The Chicago Heritage Inventory (CHI)

Chicago is a city of history, but who keeps that history? How do we protect it and pass it on to future generations? Do our civic policies support evolving recognition for histories past, present and future?

Location

Chicago, IL

Status

Competition Entry

Client

Horizon Lines Chicago

SMALL The Chicago Heritage Inventory

Chicago is a city of history, but who keeps that history? How do we protect it and pass it on to future generations? Do our civic policies support evolving recognition for histories past, present and future?

The Chicago Historic Resources Survey, or CHRS, a groundbreaking initiative to document and appraise Chicago’s architectural heritage, was completed between 1983 and 1995. At the time the CHRS was an innovative project, putting Chicago on the map as a leader in the field of historic preservation. CHRS surveyors identified over seventeen thousand properties that the team considered to have historic or architectural importance, researched them extensively and developed a database that included a building’s date of construction, architect, building style and type; and assessed them for a rating by color: Red, Orange, Yellow, Green, Blue, and Purple according to their age, original features, and levels of significance.

While the data was not originally intended to be used to determine what buildings have enough value to avoid demolition, it has become a crucial step in the life cycle of many viable historic buildings in Chicago. If a building does not appear in the survey as Orange or Red, it can be demolished outright without any oversight in terms of its historic or cultural significance.

Although the Commission on Chicago Landmarks is obligated by the 1966 Chicago Landmarks Ordinance to revise the survey regularly, it has never been updated; but the city has grown and evolved. Chicago in 2026 is a city of almost a half a million buildings and parcels. CHRS’s forty-year-old data covers only seventeen thousand properties—roughly 3% of that inventory. Buildings and places that were built after 1940, or were the site of a historic event but without architectural significance, were largely left out of the survey. As a result it does not record certain major architectural styles, like midcentury modernism; nor places associated with historical events, such as the civil rights movement.

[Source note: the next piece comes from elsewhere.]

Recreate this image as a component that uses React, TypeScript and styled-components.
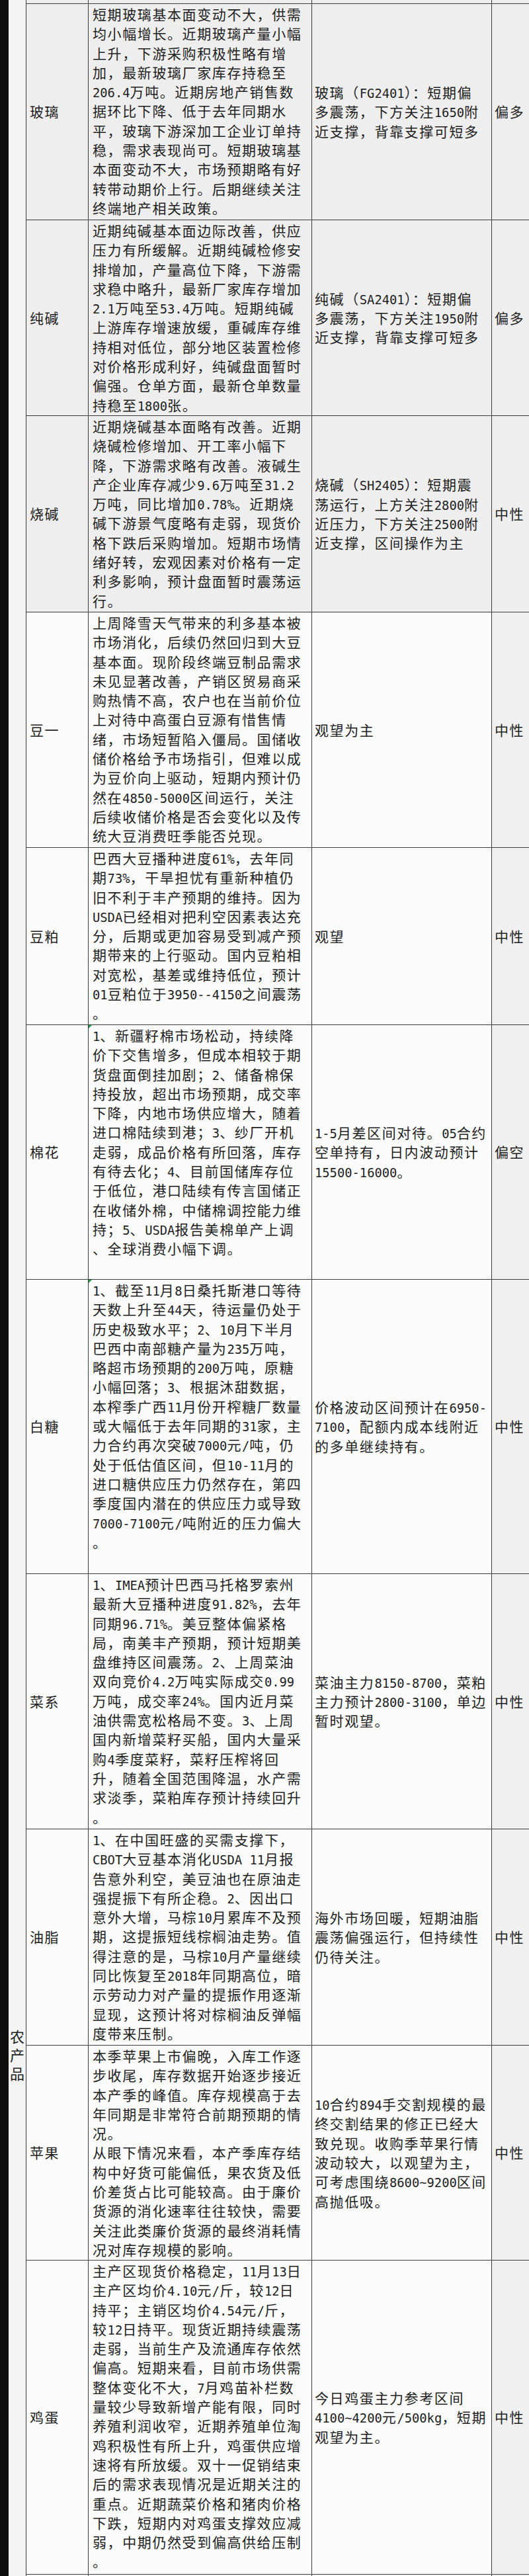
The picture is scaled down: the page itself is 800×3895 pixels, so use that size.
import React from "react";
import styled, { createGlobalStyle } from "styled-components";

const GlobalStyle = createGlobalStyle`
  html, body {
    margin: 0;
    padding: 0;
    background: #101010;
  }
  body {
    font-family: "Noto Sans CJK SC", sans-serif;
  }
`;

const Page = styled.div`
  display: flex;
  width: 800px;
  height: 3895px;
  overflow: hidden;
  background: #101010;
`;

const Edge = styled.div`
  width: 13px;
  flex: none;
  background: #0e0e0e;
`;

const CategoryColumn = styled.div`
  width: 27px;
  flex: none;
  box-sizing: border-box;
  border-right: 1px solid #3c3c3c;
  background: #f3f3f3;
  padding-top: 3064px;
  display: flex;
  flex-direction: column;
  align-items: center;
`;

const CategoryLabel = styled.div`
  font-family: "Noto Sans CJK SC", sans-serif;
  font-size: 22px;
  line-height: 28px;
  color: #222;
  white-space: pre-line;
  text-align: center;
`;

const Table = styled.div`
  flex: 1;
  display: flex;
  flex-direction: column;
`;

const Row = styled.div<{ $h: number }>`
  flex: none;
  display: grid;
  grid-template-columns: 94px 338px 272px 1fr;
  height: ${(p) => p.$h}px;
  box-sizing: border-box;
  border-bottom: 1px solid #3c3c3c;
`;

const Cell = styled.div<{ $bg: string; $last?: boolean }>`
  position: relative;
  box-sizing: border-box;
  background: ${(p) => p.$bg};
  border-right: ${(p) => (p.$last ? "none" : "1px solid #3c3c3c")};
  color: #1e1e1e;
  font-family: "Noto Sans CJK SC", sans-serif;
  font-size: 21px;
  letter-spacing: 1.6px;
  line-height: 29.3px;
  white-space: pre;
  overflow: hidden;
`;

const NameCell = styled(Cell)`
  display: flex;
  align-items: center;
  padding-left: 5px;
`;

const AnalysisCell = styled(Cell)<{ $flag?: boolean }>`
  padding: 1px 0 0 6px;
  &::before {
    content: "";
    display: ${(p) => (p.$flag ? "block" : "none")};
    position: absolute;
    left: 0;
    top: 0;
    width: 0;
    height: 0;
    border-top: 5px solid #1f9a3a;
    border-right: 5px solid transparent;
  }
`;

const StrategyCell = styled(Cell)`
  display: flex;
  align-items: center;
  padding-left: 4px;
`;

const RatingCell = styled(Cell)`
  display: flex;
  align-items: center;
  padding-left: 4px;
`;

const Latin = styled.span`
  font-family: "DejaVu Sans Mono", "Liberation Mono", monospace;
  font-size: 18.8px;
  line-height: 1;
  letter-spacing: 0;
`;

type Item = {
  name: string;
  analysis: string[];
  strategy: string[];
  rating: string;
  h: number;
  gray: boolean;
  flag?: boolean;
};

const items: Item[] = [
  {
    name: "玻璃",
    h: 327,
    gray: true,
    rating: "偏多",
    analysis: [
      "短期玻璃基本面变动不大，供需",
      "均小幅增长。近期玻璃产量小幅",
      "上升，下游采购积极性略有增",
      "加，最新玻璃厂家库存持稳至",
      "206.4万吨。近期房地产销售数",
      "据环比下降、低于去年同期水",
      "平，玻璃下游深加工企业订单持",
      "稳，需求表现尚可。短期玻璃基",
      "本面变动不大，市场预期略有好",
      "转带动期价上行。后期继续关注",
      "终端地产相关政策。",
    ],
    strategy: [
      "玻璃（FG2401）：短期偏",
      "多震荡，下方关注1650附",
      "近支撑，背靠支撑可短多",
    ],
  },
  {
    name: "纯碱",
    h: 296,
    gray: true,
    rating: "偏多",
    analysis: [
      "近期纯碱基本面边际改善，供应",
      "压力有所缓解。近期纯碱检修安",
      "排增加，产量高位下降，下游需",
      "求稳中略升，最新厂家库存增加",
      "2.1万吨至53.4万吨。短期纯碱",
      "上游库存增速放缓，重碱库存维",
      "持相对低位，部分地区装置检修",
      "对价格形成利好，纯碱盘面暂时",
      "偏强。仓单方面，最新仓单数量",
      "持稳至1800张。",
    ],
    strategy: [
      "纯碱（SA2401）：短期偏",
      "多震荡，下方关注1950附",
      "近支撑，背靠支撑可短多",
    ],
  },
  {
    name: "烧碱",
    h: 297,
    gray: true,
    rating: "中性",
    analysis: [
      "近期烧碱基本面略有改善。近期",
      "烧碱检修增加、开工率小幅下",
      "降，下游需求略有改善。液碱生",
      "产企业库存减少9.6万吨至31.2",
      "万吨，同比增加0.78%。近期烧",
      "碱下游景气度略有走弱，现货价",
      "格下跌后采购增加。短期市场情",
      "绪好转，宏观因素对价格有一定",
      "利多影响，预计盘面暂时震荡运",
      "行。",
    ],
    strategy: [
      "烧碱（SH2405）：短期震",
      "荡运行，上方关注2800附",
      "近压力，下方关注2500附",
      "近支撑，区间操作为主",
    ],
  },
  {
    name: "豆一",
    h: 356,
    gray: false,
    rating: "中性",
    analysis: [
      "上周降雪天气带来的利多基本被",
      "市场消化，后续仍然回归到大豆",
      "基本面。现阶段终端豆制品需求",
      "未见显著改善，产销区贸易商采",
      "购热情不高，农户也在当前价位",
      "上对待中高蛋白豆源有惜售情",
      "绪，市场短暂陷入僵局。国储收",
      "储价格给予市场指引，但难以成",
      "为豆价向上驱动，短期内预计仍",
      "然在4850-5000区间运行，关注",
      "后续收储价格是否会变化以及传",
      "统大豆消费旺季能否兑现。",
    ],
    strategy: ["观望为主"],
  },
  {
    name: "豆粕",
    h: 268,
    gray: false,
    rating: "中性",
    analysis: [
      "巴西大豆播种进度61%，去年同",
      "期73%，干旱担忧有重新种植仍",
      "旧不利于丰产预期的维持。因为",
      "USDA已经相对把利空因素表达充",
      "分，后期或更加容易受到减产预",
      "期带来的上行驱动。国内豆粕相",
      "对宽松，基差或维持低位，预计",
      "01豆粕位于3950--4150之间震荡",
      "。",
    ],
    strategy: ["观望"],
  },
  {
    name: "棉花",
    h: 385,
    gray: false,
    rating: "偏空",
    flag: true,
    analysis: [
      "1、新疆籽棉市场松动，持续降",
      "价下交售增多，但成本相较于期",
      "货盘面倒挂加剧；2、储备棉保",
      "持投放，超出市场预期，成交率",
      "下降，内地市场供应增大，随着",
      "进口棉陆续到港；3、纱厂开机",
      "走弱，成品价格有所回落，库存",
      "有待去化；4、目前国储库存位",
      "于低位，港口陆续有传言国储正",
      "在收储外棉，中储棉调控能力维",
      "持；5、USDA报告美棉单产上调",
      "、全球消费小幅下调。",
    ],
    strategy: [
      "1-5月差区间对待。05合约",
      "空单持有，日内波动预计",
      "15500-16000。",
    ],
  },
  {
    name: "白糖",
    h: 445,
    gray: false,
    rating: "中性",
    flag: true,
    analysis: [
      "1、截至11月8日桑托斯港口等待",
      "天数上升至44天，待运量仍处于",
      "历史极致水平；2、10月下半月",
      "巴西中南部糖产量为235万吨，",
      "略超市场预期的200万吨，原糖",
      "小幅回落；3、根据沐甜数据，",
      "本榨季广西11月份开榨糖厂数量",
      "或大幅低于去年同期的31家，主",
      "力合约再次突破7000元/吨，仍",
      "处于低估值区间，但10-11月的",
      "进口糖供应压力仍然存在，第四",
      "季度国内潜在的供应压力或导致",
      "7000-7100元/吨附近的压力偏大",
      "。",
    ],
    strategy: [
      "价格波动区间预计在6950-",
      "7100，配额内成本线附近",
      "的多单继续持有。",
    ],
  },
  {
    name: "菜系",
    h: 386,
    gray: false,
    rating: "中性",
    analysis: [
      "1、IMEA预计巴西马托格罗索州",
      "最新大豆播种进度91.82%，去年",
      "同期96.71%。美豆整体偏紧格",
      "局，南美丰产预期，预计短期美",
      "盘维持区间震荡。2、上周菜油",
      "双向竞价4.2万吨实际成交0.99",
      "万吨，成交率24%。国内近月菜",
      "油供需宽松格局不变。3、上周",
      "国内新增菜籽买船，国内大量采",
      "购4季度菜籽，菜籽压榨将回",
      "升，随着全国范围降温，水产需",
      "求淡季，菜粕库存预计持续回升",
      "。",
    ],
    strategy: [
      "菜油主力8150-8700，菜粕",
      "主力预计2800-3100，单边",
      "暂时观望。",
    ],
  },
  {
    name: "油脂",
    h: 327,
    gray: false,
    rating: "中性",
    analysis: [
      "1、在中国旺盛的买需支撑下，",
      "CBOT大豆基本消化USDA 11月报",
      "告意外利空，美豆油也在原油走",
      "强提振下有所企稳。2、因出口",
      "意外大增，马棕10月累库不及预",
      "期，这提振短线棕榈油走势。值",
      "得注意的是，马棕10月产量继续",
      "同比恢复至2018年同期高位，暗",
      "示劳动力对产量的提振作用逐渐",
      "显现，这预计将对棕榈油反弹幅",
      "度带来压制。",
    ],
    strategy: [
      "海外市场回暖，短期油脂",
      "震荡偏强运行，但持续性",
      "仍待关注。",
    ],
  },
  {
    name: "苹果",
    h: 325,
    gray: false,
    rating: "中性",
    analysis: [
      "本季苹果上市偏晚，入库工作逐",
      "步收尾，库存数据开始逐步接近",
      "本产季的峰值。库存规模高于去",
      "年同期是非常符合前期预期的情",
      "况。",
      "从眼下情况来看，本产季库存结",
      "构中好货可能偏低，果农货及低",
      "价差货占比可能较高。由于廉价",
      "货源的消化速率往往较快，需要",
      "关注此类廉价货源的最终消耗情",
      "况对库存规模的影响。",
    ],
    strategy: [
      "10合约894手交割规模的最",
      "终交割结果的修正已经大",
      "致兑现。收购季苹果行情",
      "波动较大，以观望为主，",
      "可考虑围绕8600~9200区间",
      "高抛低吸。",
    ],
  },
  {
    name: "鸡蛋",
    h: 475,
    gray: false,
    rating: "中性",
    analysis: [
      "主产区现货价格稳定，11月13日",
      "主产区均价4.10元/斤，较12日",
      "持平；主销区均价4.54元/斤，",
      "较12日持平。现货近期持续震荡",
      "走弱，当前生产及流通库存依然",
      "偏高。短期来看，目前市场供需",
      "整体变化不大，7月鸡苗补栏数",
      "量较少导致新增产能有限，同时",
      "养殖利润收窄，近期养殖单位淘",
      "鸡积极性有所上升，鸡蛋供应增",
      "速将有所放缓。双十一促销结束",
      "后的需求表现情况是近期关注的",
      "重点。近期蔬菜价格和猪肉价格",
      "下跌，短期内对鸡蛋支撑效应减",
      "弱，中期仍然受到偏高供给压制",
      "。",
    ],
    strategy: [
      "今日鸡蛋主力参考区间",
      "4100~4200元/500kg，短期",
      "观望为主。",
    ],
  },
];

const GRAY = "#eeeeee";
const WHITE = "#fbfbfb";
const RATING_BG = "#f0f0f0";

function MixedText({ lines }: { lines: string[] }) {
  return (
    <>
      {lines.map((line, li) => (
        <React.Fragment key={li}>
          {li > 0 ? "\n" : null}
          {line.split(/([\x20-\x7E]+)/).map((part, pi) =>
            pi % 2 === 1 ? <Latin key={pi}>{part}</Latin> : part
          )}
        </React.Fragment>
      ))}
    </>
  );
}

function DataRow({ item }: { item: Item }) {
  const main = item.gray ? GRAY : WHITE;
  const side = item.gray ? GRAY : RATING_BG;
  return (
    <Row $h={item.h}>
      <NameCell $bg={main}>{item.name}</NameCell>
      <AnalysisCell $bg={main} $flag={item.flag}>
        <MixedText lines={item.analysis} />
      </AnalysisCell>
      <StrategyCell $bg={main}>
        <div>
          <MixedText lines={item.strategy} />
        </div>
      </StrategyCell>
      <RatingCell $bg={side} $last>
        {item.rating}
      </RatingCell>
    </Row>
  );
}

function BlankRow({ h, gray }: { h: number; gray: boolean }) {
  const main = gray ? GRAY : WHITE;
  const side = gray ? GRAY : RATING_BG;
  return (
    <Row $h={h}>
      <NameCell $bg={main} />
      <AnalysisCell $bg={main} />
      <StrategyCell $bg={main} />
      <RatingCell $bg={side} $last />
    </Row>
  );
}

export default function App() {
  return (
    <>
      <GlobalStyle />
      <Page>
        <Edge />
        <CategoryColumn>
          <CategoryLabel>{"农\n产\n品"}</CategoryLabel>
        </CategoryColumn>
        <Table>
          <BlankRow h={6} gray />
          {items.map((it) => (
            <DataRow key={it.name} item={it} />
          ))}
          <BlankRow h={40} gray={false} />
        </Table>
      </Page>
    </>
  );
}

Across the twelve-year CHRS research effort and since, history has continued to be made in Chicago. During that time, Chicago elected its first African American mayor, Harold Washington. DJ Freddie Knuckles captured Chicago’s colorful melting pot through the creation of a new musical style that would come to be known as House. Chicago Imagist painter Roger Brown created works inspired by Chicago and American pop culture. Activists like Danny Sotomayor confronted the HIV/AIDS crisis with creativity and grit. Architects like John Moutoussamy and Gertrude Kerbis broke the gender and color barriers that dictated who could be an architect, and Stanley Tigerman and Helmut Jahn designed imaginative buildings that would come to define Chicago’s relentless creative reach towards the 21st Century. Meanwhile, new interpretations of history brought vernacular buildings and their cultural importance to the forefront, including the boyhood home of Emmett Till, a modest brick two flat. Even existing landmarks have ongoing and intersecting histories, including the stories of stewards like The Galindo Family, the longtime owners of Apollos 2000, and Bishop Louis Henry Ford, who saved the Henry B. Clarke House from demolition, and was added to the house’s name in 2021.

The CHRS contains none of these important stories, nor does it provide opportunities for future histories to be recognized.

It is time for Chicago to be a leader once more by launching the Chicago Heritage Inventory, or CHI, an initiative to resurvey Chicago’s historic places and spaces and record them in an accessible public database that provides information on historic resources, guides long-range planning decisions, informs project review, and supports policy goals that ensure Chicago remains a city of living history.

History is contentious. Instead of being reactive, a living survey would proactively engage communities over how history is interpreted and presented in the city.

History is a continually moving thing. Things that were new in 1985 are over forty years old today. In order to preserve the city’s history, we have to plan for the future and act, continually, in the present.

History continues to be interpreted. In 1985, the team preparing the Chicago Historic Resources Survey worked hard to make it thorough and complete, but in the time since they completed their work, new understandings of history have emerged.

History requires full participation. A survey that does not involve participation by living communities risks leaving out significant parts of their stories.